La révolution numérique est en marche
Technologiquement, le secteur évolue donc à grands pas. Pour les acteurs, le BIM n'est déjà plus un sujet brûlant, puisqu'ils le considèrent comme un élément d'un ensemble plus grand, la construction 4.0. Sur ce sujet Jean-Louis Marchand envisage "l'utilisation de robots et de drones sur les chantiers, la mise en œuvre de matériaux de plus en plus sophistiqués, le déploiement de matériels de plus en plus performants et de systèmes de plus en plus intégrés". Ce qui permettra, selon lui, de changer l'image des métiers de la construction et d'attirer de nouveaux profils, comme le confirme Riccardo Viaggi : "Le secteur est moins dangereux, moins poussiéreux, il s'ouvre à la diversité des genres et des profils grâce à l'autonomisation et la numérisation des machines". Les spécialistes ne semblent pas craindre cette tendance par rapport à d'éventuels remplacements de postes par des machines, et y voient au contraire une opportunité.
* (Allemagne, Belgique, France, Italie, Pays Bas, Royaume-Uni, Algérie, Maroc, Côte d'Ivoire, Kenya)

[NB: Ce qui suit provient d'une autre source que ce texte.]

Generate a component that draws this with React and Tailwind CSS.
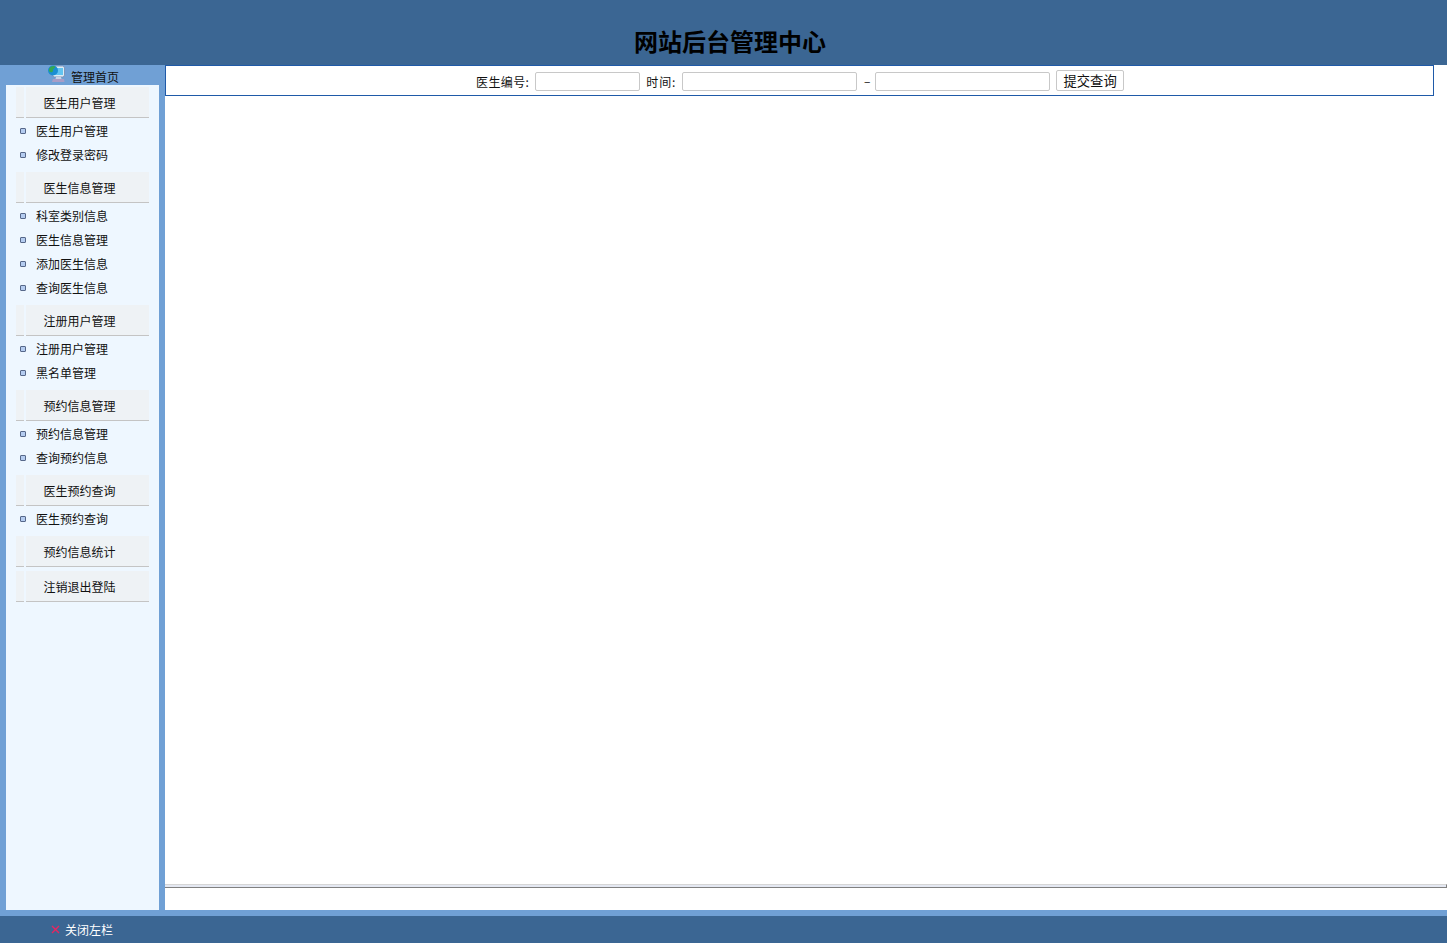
function Head({ children, mt = 'mt-0' }) {
  return (
    <div className={`flex h-[31px] ${mt} mx-[10px] w-[133px]`}>
      <div className="w-[8px] h-full bg-[#eef2f5] border-b border-[#c4c4c4]" />
      <div className="ml-[2px] flex-1 h-full bg-[#eef2f5] border-b border-[#c4c4c4] flex items-center justify-center text-[12px] text-[#111] pr-[16px] pt-[1px]">
        {children}
      </div>
    </div>
  );
}

function Item({ children }) {
  return (
    <div className="flex items-center h-[24px] pl-[14px] text-[12px] text-[#111]">
      <span className="w-[6px] h-[6px] rounded-[1px] bg-[#b4ccf0] border border-[#56688a]" />
      <span className="ml-[10px]">{children}</span>
    </div>
  );
}

const groups = [
  { t: '医生用户管理', items: ['医生用户管理', '修改登录密码'] },
  { t: '医生信息管理', items: ['科室类别信息', '医生信息管理', '添加医生信息', '查询医生信息'] },
  { t: '注册用户管理', items: ['注册用户管理', '黑名单管理'] },
  { t: '预约信息管理', items: ['预约信息管理', '查询预约信息'] },
  { t: '医生预约查询', items: ['医生预约查询'] },
];

export default function App() {
  return (
    <div className="w-[1447px] h-[943px] flex flex-col overflow-hidden bg-white font-['Noto_Sans_CJK_SC','Liberation_Sans',sans-serif]">
      <header className="h-[65px] bg-[#3b6693] shrink-0 pl-[634px]">
        <h1 className="pt-[24px] text-[24px] leading-[34px] font-bold text-black whitespace-nowrap">网站后台管理中心</h1>
      </header>

      <div className="flex-1 flex min-h-0">
        <aside className="w-[165px] shrink-0 bg-[#70a0d5] flex flex-col px-[6px]">
          <div className="h-[20px] flex items-start pl-[42px]">
            <svg width="17" height="18" viewBox="0 0 17 18" className="shrink-0">
              <rect x="4.5" y="1" width="12" height="11" rx="2" fill="#dcecf6" stroke="#7d8fb0" strokeWidth="0.9" />
              <rect x="6.5" y="3" width="8.5" height="7" fill="#62c4f0" />
              <path d="M8 12h5l.5 2h-6z" fill="#c9d2e4" />
              <path d="M5 14h11l.5 3H4z" fill="#a99dc6" />
              <circle cx="5" cy="5.5" r="5" fill="#1b8ed2" />
              <path d="M1.2 3.2C3.2.8 5.6.4 7.4 1.4 6.6 3.8 5.2 3 5 5.4s-2.6 2.6-4.2.6z" fill="#35a853" />
            </svg>
            <span className="ml-[6px] mt-[3px] text-[12px] leading-[18px] text-[#111]">管理首页</span>
          </div>
          <nav className="flex-1 bg-[#eef7ff] pt-[2px]">
            {groups.map((g) => (
              <div key={g.t} className="mb-[5px]">
                <Head>{g.t}</Head>
                <div className="pt-[1px]">
                  {g.items.map((it) => <Item key={it}>{it}</Item>)}
                </div>
              </div>
            ))}
            <Head>预约信息统计</Head>
            <Head mt="mt-[4px]">注销退出登陆</Head>
          </nav>
        </aside>

        <main className="flex-1 flex flex-col min-w-0 bg-white">
          <form className="h-[31px] w-[1269px] border border-[#1f5aa8] flex items-center text-[12px] text-[#111] pl-[310px] shrink-0">
            <span className="mt-[2px] tracking-[0.4px]">医生编号:</span>
            <input className="ml-[6px] w-[105px] h-[19px] mt-[1px] bg-white border border-[#c8c8c8] rounded-[2px]" />
            <span className="ml-[6px] mt-[2px] tracking-[0.8px]">时间:</span>
            <input className="ml-[6px] w-[175px] h-[19px] mt-[1px] bg-white border border-[#c8c8c8] rounded-[2px]" />
            <span className="ml-[7px] w-[11px]">–</span>
            <input className="w-[175px] h-[19px] mt-[1px] bg-white border border-[#c8c8c8] rounded-[2px]" />
            <button type="button" className="ml-[6px] w-[68px] h-[21px] bg-white border border-[#c8c8c8] rounded-[2px] text-[13.33px] text-[#111]">提交查询</button>
          </form>
          <div className="flex-1" />
          <div className="h-[4px] bg-[#e4e8f2] border-t border-t-[#d6d6d6] border-b border-b-[#808080] border-r border-r-[#808080] shrink-0" />
          <div className="h-[22px] shrink-0" />
        </main>
      </div>

      <div className="h-[6px] bg-[#70a0d5] shrink-0" />
      <footer className="h-[27px] bg-[#3b6693] flex items-center pl-[51px] text-[12px] text-white shrink-0">
        <svg width="9" height="9" viewBox="0 0 9 9"><path d="M1 1l7 7M8 1l-7 7" stroke="#e8255f" strokeWidth="1.4" /></svg>
        <span className="ml-[5px]">关闭左栏</span>
      </footer>
    </div>
  );
}
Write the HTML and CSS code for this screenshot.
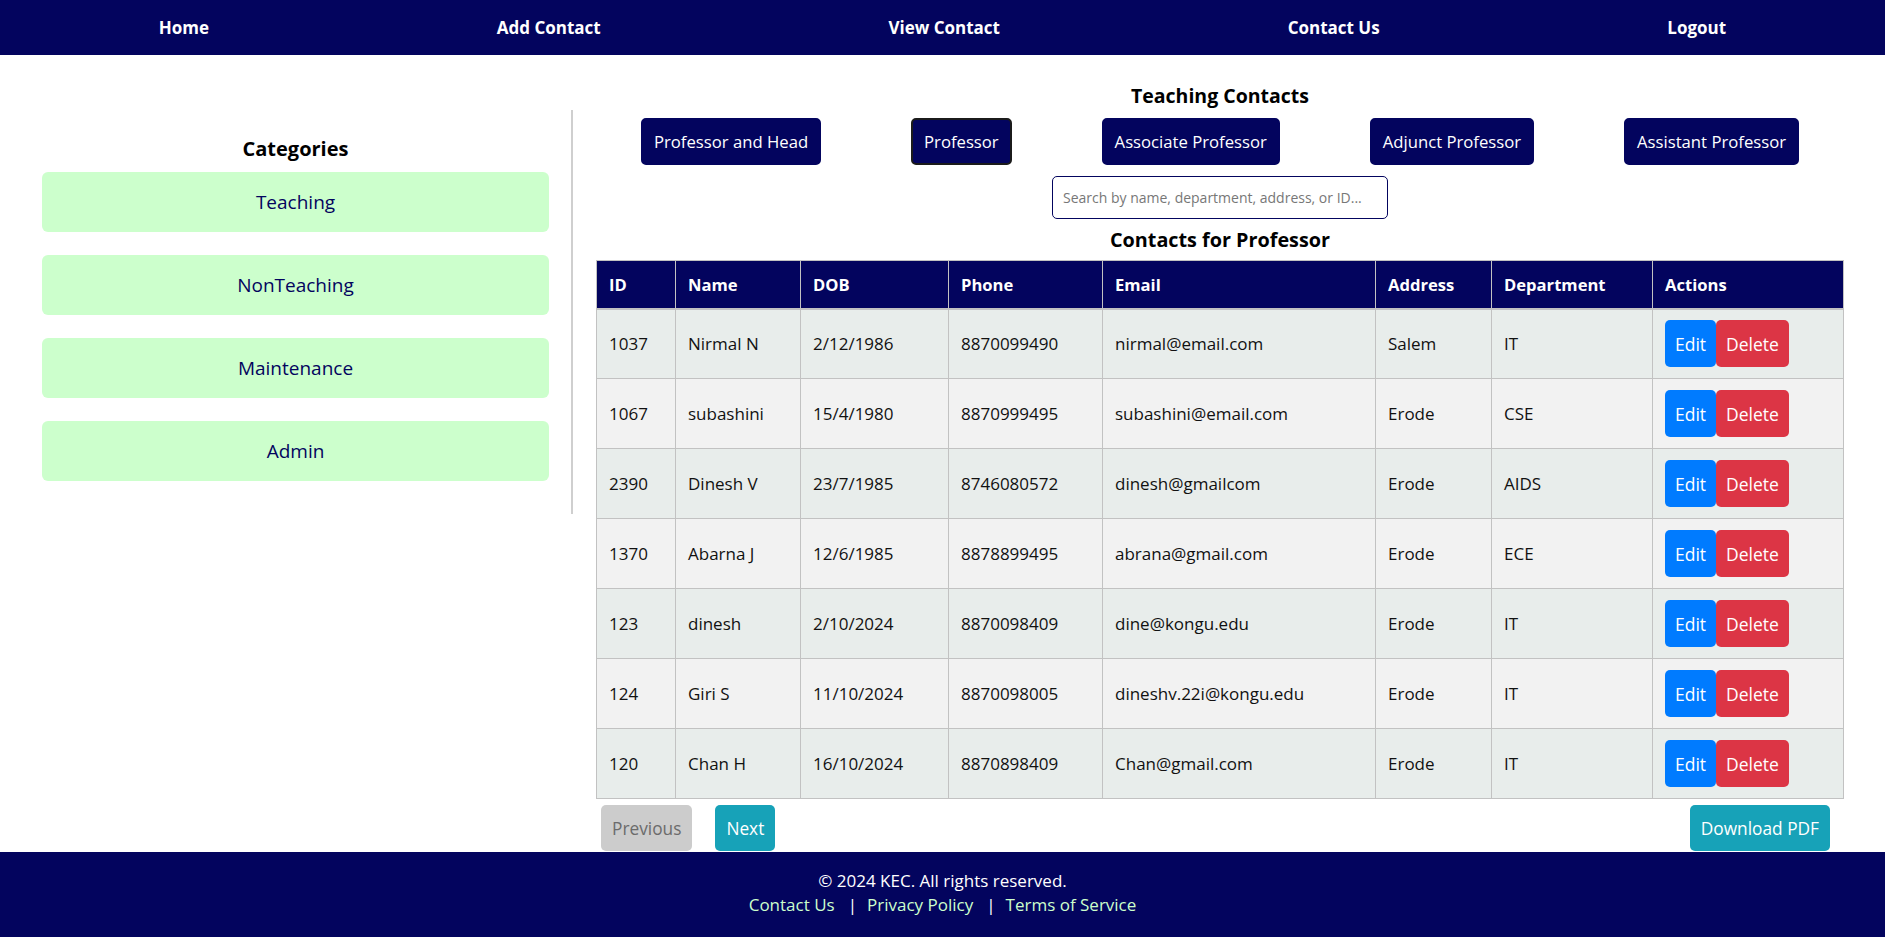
FILE: index.html
```html
<!DOCTYPE html>
<html lang="en">
<head>
<meta charset="utf-8">
<title>Teaching Contacts</title>
<link rel="stylesheet" href="styles.css">
</head>
<body>
<nav class="topnav">
  <a class="nav-link" href="#">Home</a>
  <a class="nav-link" href="#">Add Contact</a>
  <a class="nav-link" href="#">View Contact</a>
  <a class="nav-link" href="#">Contact Us</a>
  <a class="nav-link" href="#">Logout</a>
</nav>

<main class="page">
  <aside class="sidebar">
    <h2 class="side-title">Categories</h2>
    <ul class="cat-list">
      <li><button class="cat-btn">Teaching</button></li>
      <li><button class="cat-btn">NonTeaching</button></li>
      <li><button class="cat-btn">Maintenance</button></li>
      <li><button class="cat-btn">Admin</button></li>
    </ul>
  </aside>

  <section class="content">
    <h2 class="section-title">Teaching Contacts</h2>
    <div class="role-bar">
      <button class="role-btn">Professor and Head</button>
      <button class="role-btn active">Professor</button>
      <button class="role-btn">Associate Professor</button>
      <button class="role-btn">Adjunct Professor</button>
      <button class="role-btn">Assistant Professor</button>
    </div>
    <div class="search-wrap">
      <input class="search" type="text" placeholder="Search by name, department, address, or ID...">
    </div>
    <h3 class="table-title">Contacts for Professor</h3>
    <table class="contacts">
      <colgroup>
        <col class="c-id"><col class="c-name"><col class="c-dob"><col class="c-phone">
        <col class="c-email"><col class="c-addr"><col class="c-dept"><col class="c-act">
      </colgroup>
      <thead>
        <tr><th>ID</th><th>Name</th><th>DOB</th><th>Phone</th><th>Email</th><th>Address</th><th>Department</th><th>Actions</th></tr>
      </thead>
      <tbody>
        <tr><td>1037</td><td>Nirmal N</td><td>2/12/1986</td><td>8870099490</td><td>nirmal@email.com</td><td>Salem</td><td>IT</td><td><div class="actions"><button class="btn-edit">Edit</button><button class="btn-del">Delete</button></div></td></tr>
        <tr><td>1067</td><td>subashini</td><td>15/4/1980</td><td>8870999495</td><td>subashini@email.com</td><td>Erode</td><td>CSE</td><td><div class="actions"><button class="btn-edit">Edit</button><button class="btn-del">Delete</button></div></td></tr>
        <tr><td>2390</td><td>Dinesh V</td><td>23/7/1985</td><td>8746080572</td><td>dinesh@gmailcom</td><td>Erode</td><td>AIDS</td><td><div class="actions"><button class="btn-edit">Edit</button><button class="btn-del">Delete</button></div></td></tr>
        <tr><td>1370</td><td>Abarna J</td><td>12/6/1985</td><td>8878899495</td><td>abrana@gmail.com</td><td>Erode</td><td>ECE</td><td><div class="actions"><button class="btn-edit">Edit</button><button class="btn-del">Delete</button></div></td></tr>
        <tr><td>123</td><td>dinesh</td><td>2/10/2024</td><td>8870098409</td><td>dine@kongu.edu</td><td>Erode</td><td>IT</td><td><div class="actions"><button class="btn-edit">Edit</button><button class="btn-del">Delete</button></div></td></tr>
        <tr><td>124</td><td>Giri S</td><td>11/10/2024</td><td>8870098005</td><td>dineshv.22i@kongu.edu</td><td>Erode</td><td>IT</td><td><div class="actions"><button class="btn-edit">Edit</button><button class="btn-del">Delete</button></div></td></tr>
        <tr><td>120</td><td>Chan H</td><td>16/10/2024</td><td>8870898409</td><td>Chan@gmail.com</td><td>Erode</td><td>IT</td><td><div class="actions"><button class="btn-edit">Edit</button><button class="btn-del">Delete</button></div></td></tr>
      </tbody>
    </table>
    <div class="pager">
      <div class="pager-nav">
        <button class="pg-btn pg-prev">Previous</button>
        <button class="pg-btn pg-next">Next</button>
      </div>
      <button class="pg-btn pg-pdf">Download PDF</button>
    </div>
  </section>
</main>

<footer class="site-footer">
  <p class="copy">© 2024 KEC. All rights reserved.</p>
  <p class="foot-links">
    <a href="#">Contact Us</a><span class="sep">|</span><a href="#">Privacy Policy</a><span class="sep">|</span><a href="#">Terms of Service</a>
  </p>
</footer>
</body>
</html>
```

FILE: styles.css
```css
* { box-sizing: border-box; }

body {
  margin: 0;
  font-family: "Open Sans", "Noto Sans", sans-serif;
  font-size: 17px;
  color: #000;
  background: #fff;
}

button, input { font-family: inherit; }

/* ---------- top navigation ---------- */
.topnav {
  height: 55px;
  background: #03045e;
  display: flex;
  align-items: center;
  justify-content: space-around;
  padding: 0 15px;
}
.nav-link {
  color: #fff;
  font-weight: 700;
  font-size: 17px;
  text-decoration: none;
}

/* ---------- page layout ---------- */
.page {
  display: flex;
  align-items: flex-start;
}

.sidebar {
  flex: 0 0 573px;
  margin-top: 55px;
  padding: 25px 22px 33px 42px;
  border-right: 2px solid #cfcfcf;
}
.side-title {
  margin: 0 0 10px;
  text-align: center;
  font-size: 20px;
  line-height: 27px;
  font-weight: 700;
}
.cat-list {
  list-style: none;
  margin: 0;
  padding: 0;
  display: flex;
  flex-direction: column;
  gap: 23px;
}
.cat-btn {
  display: block;
  width: 100%;
  height: 60px;
  border: none;
  border-radius: 6px;
  background: #ccffcc;
  color: #03045e;
  font-size: 19px;
  cursor: pointer;
}

.content {
  flex: 1;
  padding: 27px 42px 1px 23px;
}
.section-title {
  margin: 0;
  text-align: center;
  font-size: 19.5px;
  line-height: 27px;
  font-weight: 700;
}
.role-bar {
  margin-top: 9px;
  display: flex;
  justify-content: space-around;
}
.role-btn {
  height: 47px;
  padding: 0 11px;
  background: #03045e;
  color: #fff;
  border: 2px solid #03045e;
  border-radius: 5px;
  font-size: 16.7px;
}
.role-btn.active {
  border-color: #1b1b1b;
}

.search-wrap {
  margin-top: 11px;
  display: flex;
  justify-content: center;
}
.search {
  width: 336px;
  height: 43px;
  border: 1px solid #03045e;
  border-radius: 5px;
  padding: 0 10px;
  font-size: 14px;
  color: #333;
}
.search::placeholder { color: #777; }

.table-title {
  margin: 7px 0 7px;
  text-align: center;
  font-size: 19.8px;
  line-height: 27px;
  font-weight: 700;
}

/* ---------- table ---------- */
.contacts {
  width: 100%;
  border-collapse: collapse;
  table-layout: fixed;
}
.c-id { width: 79px; }
.c-name { width: 125px; }
.c-dob { width: 148px; }
.c-phone { width: 154px; }
.c-email { width: 273px; }
.c-addr { width: 116px; }
.c-dept { width: 161px; }
.c-act { width: 191px; }

.contacts th,
.contacts td {
  border: 1px solid #c2c2c2;
  text-align: left;
  vertical-align: middle;
  padding: 0 12px;
  white-space: nowrap;
}
.contacts th {
  background: #03045e;
  color: #fff;
  font-weight: 700;
  font-size: 16.6px;
  height: 48px;
  border-bottom: 2px solid #c2c2c2;
}
.contacts td {
  height: 70px;
  font-size: 17px;
  color: #111;
}
.contacts tbody tr:nth-child(odd) td { background: #e8edeb; }
.contacts tbody tr:nth-child(even) td { background: #f2f2f2; }

.actions {
  display: flex;
}
.btn-edit,
.btn-del {
  height: 47px;
  padding: 0 10px;
  border: none;
  border-radius: 5px;
  color: #fff;
  font-size: 17.5px;
}
.btn-edit { background: #007bff; }
.btn-del { background: #dc3545; }

/* ---------- pager ---------- */
.pager {
  margin-top: 6px;
  display: flex;
  justify-content: space-between;
  align-items: center;
}
.pager-nav {
  display: flex;
  gap: 23px;
  margin-left: 5px;
}
.pg-btn {
  height: 46px;
  padding: 0 11px;
  border: none;
  border-radius: 5px;
  font-size: 17.3px;
}
.pg-prev { background: #cccccc; color: #6b6b6b; }
.pg-next { background: #17a2b8; color: #fff; }
.pg-pdf { background: #17a2b8; color: #fff; margin-right: 14px; padding: 0 11px; }

/* ---------- footer ---------- */
.site-footer {
  height: 85px;
  background: #03045e;
  color: #fff;
  text-align: center;
  padding-top: 17px;
  font-size: 17px;
}
.copy,
.foot-links {
  margin: 0;
  line-height: 24px;
}
.foot-links a {
  color: #ccffcc;
  text-decoration: none;
}
.sep {
  margin: 0 10px 0 13px;
}
```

L'Observatoire de la Construction s'est également intéressé à l'activité future de l'autre côté de la Méditerranée, et au-delà, au cœur de l'Afrique. Grâce à un échantillon de pays aux profils différents*, les analystes dressent le tableau suivant. Le secteur ferroviaire représentera un investissement potentiel de 58 Mrds € d'ici à 2030, ce qui ne le placera que faiblement devant le bâtiment (55 Mrds €). Suivront les projets d'infrastructures routières et portuaires. Les investisseurs étrangers se concentreront sur les pays riches en ressources minérales, au grand dam d'autres zones qui seront délaissées. Arthur Minsat, de l'OCDE, avance que 93 Mrds € manquent chaque année en termes d'investissements dans le continent. Le défi de la modernisation de l'Afrique reste donc colossal.